▶ Task statement
Output each line of the material exactly as it stands.

>> begin Given data

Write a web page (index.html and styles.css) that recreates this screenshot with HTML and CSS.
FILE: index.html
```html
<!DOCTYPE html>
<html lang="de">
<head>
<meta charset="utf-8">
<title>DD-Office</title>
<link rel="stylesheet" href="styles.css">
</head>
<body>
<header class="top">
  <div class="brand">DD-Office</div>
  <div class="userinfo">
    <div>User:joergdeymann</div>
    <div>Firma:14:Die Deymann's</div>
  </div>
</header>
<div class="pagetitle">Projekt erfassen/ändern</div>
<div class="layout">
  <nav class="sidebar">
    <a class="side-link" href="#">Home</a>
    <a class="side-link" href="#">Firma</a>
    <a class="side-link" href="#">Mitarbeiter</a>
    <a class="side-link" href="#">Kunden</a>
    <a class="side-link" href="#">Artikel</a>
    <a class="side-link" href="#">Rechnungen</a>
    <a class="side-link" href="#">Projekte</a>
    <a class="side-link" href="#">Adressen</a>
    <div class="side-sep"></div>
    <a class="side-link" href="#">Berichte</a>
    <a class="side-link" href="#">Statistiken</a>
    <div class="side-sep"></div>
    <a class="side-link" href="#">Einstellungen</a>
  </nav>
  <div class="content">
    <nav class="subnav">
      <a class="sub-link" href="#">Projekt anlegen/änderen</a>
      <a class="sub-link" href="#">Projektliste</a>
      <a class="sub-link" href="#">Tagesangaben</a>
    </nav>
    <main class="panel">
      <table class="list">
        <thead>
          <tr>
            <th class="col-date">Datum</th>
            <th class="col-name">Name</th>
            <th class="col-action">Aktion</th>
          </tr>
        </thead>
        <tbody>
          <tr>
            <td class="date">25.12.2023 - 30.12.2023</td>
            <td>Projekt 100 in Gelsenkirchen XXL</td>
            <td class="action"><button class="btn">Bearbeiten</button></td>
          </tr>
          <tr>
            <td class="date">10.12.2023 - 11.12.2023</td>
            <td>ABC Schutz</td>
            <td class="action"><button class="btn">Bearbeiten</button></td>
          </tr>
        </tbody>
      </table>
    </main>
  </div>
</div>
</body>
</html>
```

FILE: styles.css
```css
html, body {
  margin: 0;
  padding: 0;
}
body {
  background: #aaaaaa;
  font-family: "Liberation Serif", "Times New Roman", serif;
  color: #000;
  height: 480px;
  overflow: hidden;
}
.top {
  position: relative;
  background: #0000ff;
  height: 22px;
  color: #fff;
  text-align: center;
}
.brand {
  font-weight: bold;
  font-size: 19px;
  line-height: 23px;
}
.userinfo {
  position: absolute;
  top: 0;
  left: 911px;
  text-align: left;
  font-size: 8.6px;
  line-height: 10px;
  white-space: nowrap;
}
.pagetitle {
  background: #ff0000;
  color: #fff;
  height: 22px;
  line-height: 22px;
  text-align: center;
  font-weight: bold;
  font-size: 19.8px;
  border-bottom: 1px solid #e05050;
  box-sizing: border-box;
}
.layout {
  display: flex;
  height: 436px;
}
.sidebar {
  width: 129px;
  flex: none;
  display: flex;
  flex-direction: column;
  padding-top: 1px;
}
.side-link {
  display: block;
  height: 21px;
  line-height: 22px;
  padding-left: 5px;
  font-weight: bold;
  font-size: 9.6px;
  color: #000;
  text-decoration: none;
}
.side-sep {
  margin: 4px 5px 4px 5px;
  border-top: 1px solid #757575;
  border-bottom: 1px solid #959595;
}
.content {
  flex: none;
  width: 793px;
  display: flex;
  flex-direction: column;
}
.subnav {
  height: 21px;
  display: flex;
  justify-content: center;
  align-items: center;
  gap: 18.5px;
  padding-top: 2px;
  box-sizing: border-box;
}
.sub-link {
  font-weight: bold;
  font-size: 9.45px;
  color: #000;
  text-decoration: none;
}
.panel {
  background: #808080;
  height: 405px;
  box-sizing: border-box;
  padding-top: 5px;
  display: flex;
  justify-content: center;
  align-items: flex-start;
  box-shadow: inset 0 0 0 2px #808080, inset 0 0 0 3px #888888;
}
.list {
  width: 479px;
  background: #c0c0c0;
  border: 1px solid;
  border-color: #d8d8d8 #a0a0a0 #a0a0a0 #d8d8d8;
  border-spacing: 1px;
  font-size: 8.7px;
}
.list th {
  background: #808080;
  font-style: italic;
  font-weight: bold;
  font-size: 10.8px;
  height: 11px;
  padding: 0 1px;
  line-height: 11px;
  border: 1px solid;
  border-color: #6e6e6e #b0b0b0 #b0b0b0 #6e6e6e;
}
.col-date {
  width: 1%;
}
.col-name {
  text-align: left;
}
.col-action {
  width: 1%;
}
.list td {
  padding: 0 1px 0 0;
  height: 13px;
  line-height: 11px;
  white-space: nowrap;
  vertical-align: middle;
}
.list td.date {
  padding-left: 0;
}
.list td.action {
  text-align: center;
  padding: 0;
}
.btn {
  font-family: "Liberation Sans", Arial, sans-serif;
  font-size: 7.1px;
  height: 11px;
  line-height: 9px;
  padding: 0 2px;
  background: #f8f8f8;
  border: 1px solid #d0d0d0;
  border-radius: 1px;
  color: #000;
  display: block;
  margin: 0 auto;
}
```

>> end Given data

▶ Result of this task
Write a web page (index.html and styles.css) that recreates this screenshot with HTML and CSS.
FILE: index.html
```html
<!DOCTYPE html>
<html lang="de">
<head>
<meta charset="utf-8">
<title>DD-Office</title>
<link rel="stylesheet" href="styles.css">
</head>
<body>
<header class="top">
  <div class="brand">DD-Office</div>
  <div class="userinfo">
    <div>User:joergdeymann</div>
    <div>Firma:14:Die Deymann's</div>
  </div>
</header>
<div class="pagetitle">Projekt erfassen/ändern</div>
<div class="layout">
  <nav class="sidebar">
    <a class="side-link" href="#">Home</a>
    <a class="side-link" href="#">Firma</a>
    <a class="side-link" href="#">Mitarbeiter</a>
    <a class="side-link" href="#">Kunden</a>
    <a class="side-link" href="#">Artikel</a>
    <a class="side-link" href="#">Rechnungen</a>
    <a class="side-link" href="#">Projekte</a>
    <a class="side-link" href="#">Adressen</a>
    <div class="side-sep"></div>
    <a class="side-link" href="#">Berichte</a>
    <a class="side-link" href="#">Statistiken</a>
    <div class="side-sep"></div>
    <a class="side-link" href="#">Einstellungen</a>
  </nav>
  <div class="content">
    <nav class="subnav">
      <a class="sub-link" href="#">Projekt anlegen/änderen</a>
      <a class="sub-link" href="#">Projektliste</a>
      <a class="sub-link" href="#">Tagesangaben</a>
    </nav>
    <main class="panel">
      <table class="list">
        <thead>
          <tr>
            <th class="col-date">Datum</th>
            <th class="col-name">Name</th>
            <th class="col-action">Aktion</th>
          </tr>
        </thead>
        <tbody>
          <tr>
            <td class="date">25.12.2023 - 30.12.2023</td>
            <td>Projekt 100 in Gelsenkirchen XXL</td>
            <td class="action"><button class="btn">Bearbeiten</button></td>
          </tr>
          <tr>
            <td class="date">10.12.2023 - 11.12.2023</td>
            <td>ABC Schutz</td>
            <td class="action"><button class="btn">Bearbeiten</button></td>
          </tr>
        </tbody>
      </table>
    </main>
  </div>
</div>
</body>
</html>
```

FILE: styles.css
```css
html, body {
  margin: 0;
  padding: 0;
}
body {
  background: #aaaaaa;
  font-family: "Liberation Serif", "Times New Roman", serif;
  color: #000;
  height: 480px;
  overflow: hidden;
}
.top {
  position: relative;
  background: #0000ff;
  height: 22px;
  color: #fff;
  text-align: center;
}
.brand {
  font-weight: bold;
  font-size: 19px;
  line-height: 23px;
}
.userinfo {
  position: absolute;
  top: 0;
  left: 911px;
  text-align: left;
  font-size: 8.6px;
  line-height: 10px;
  white-space: nowrap;
}
.pagetitle {
  background: #ff0000;
  color: #fff;
  height: 22px;
  line-height: 22px;
  text-align: center;
  font-weight: bold;
  font-size: 19.8px;
  border-bottom: 1px solid #e05050;
  box-sizing: border-box;
}
.layout {
  display: flex;
  height: 436px;
}
.sidebar {
  width: 129px;
  flex: none;
  display: flex;
  flex-direction: column;
  padding-top: 1px;
}
.side-link {
  display: block;
  height: 21px;
  line-height: 22px;
  padding-left: 5px;
  font-weight: bold;
  font-size: 9.6px;
  color: #000;
  text-decoration: none;
}
.side-sep {
  margin: 4px 5px 4px 5px;
  border-top: 1px solid #757575;
  border-bottom: 1px solid #959595;
}
.content {
  flex: none;
  width: 793px;
  display: flex;
  flex-direction: column;
}
.subnav {
  height: 21px;
  display: flex;
  justify-content: center;
  align-items: center;
  gap: 18.5px;
  padding-top: 2px;
  box-sizing: border-box;
}
.sub-link {
  font-weight: bold;
  font-size: 9.45px;
  color: #000;
  text-decoration: none;
}
.panel {
  background: #808080;
  height: 405px;
  box-sizing: border-box;
  padding-top: 5px;
  display: flex;
  justify-content: center;
  align-items: flex-start;
  box-shadow: inset 0 0 0 2px #808080, inset 0 0 0 3px #888888;
}
.list {
  width: 479px;
  background: #c0c0c0;
  border: 1px solid;
  border-color: #d8d8d8 #a0a0a0 #a0a0a0 #d8d8d8;
  border-spacing: 1px;
  font-size: 8.7px;
}
.list th {
  background: #808080;
  font-style: italic;
  font-weight: bold;
  font-size: 10.8px;
  height: 11px;
  padding: 0 1px;
  line-height: 11px;
  border: 1px solid;
  border-color: #6e6e6e #b0b0b0 #b0b0b0 #6e6e6e;
}
.col-date {
  width: 1%;
}
.col-name {
  text-align: left;
}
.col-action {
  width: 1%;
}
.list td {
  padding: 0 1px 0 0;
  height: 13px;
  line-height: 11px;
  white-space: nowrap;
  vertical-align: middle;
}
.list td.date {
  padding-left: 0;
}
.list td.action {
  text-align: center;
  padding: 0;
}
.btn {
  font-family: "Liberation Sans", Arial, sans-serif;
  font-size: 7.1px;
  height: 11px;
  line-height: 9px;
  padding: 0 2px;
  background: #f8f8f8;
  border: 1px solid #d0d0d0;
  border-radius: 1px;
  color: #000;
  display: block;
  margin: 0 auto;
}
```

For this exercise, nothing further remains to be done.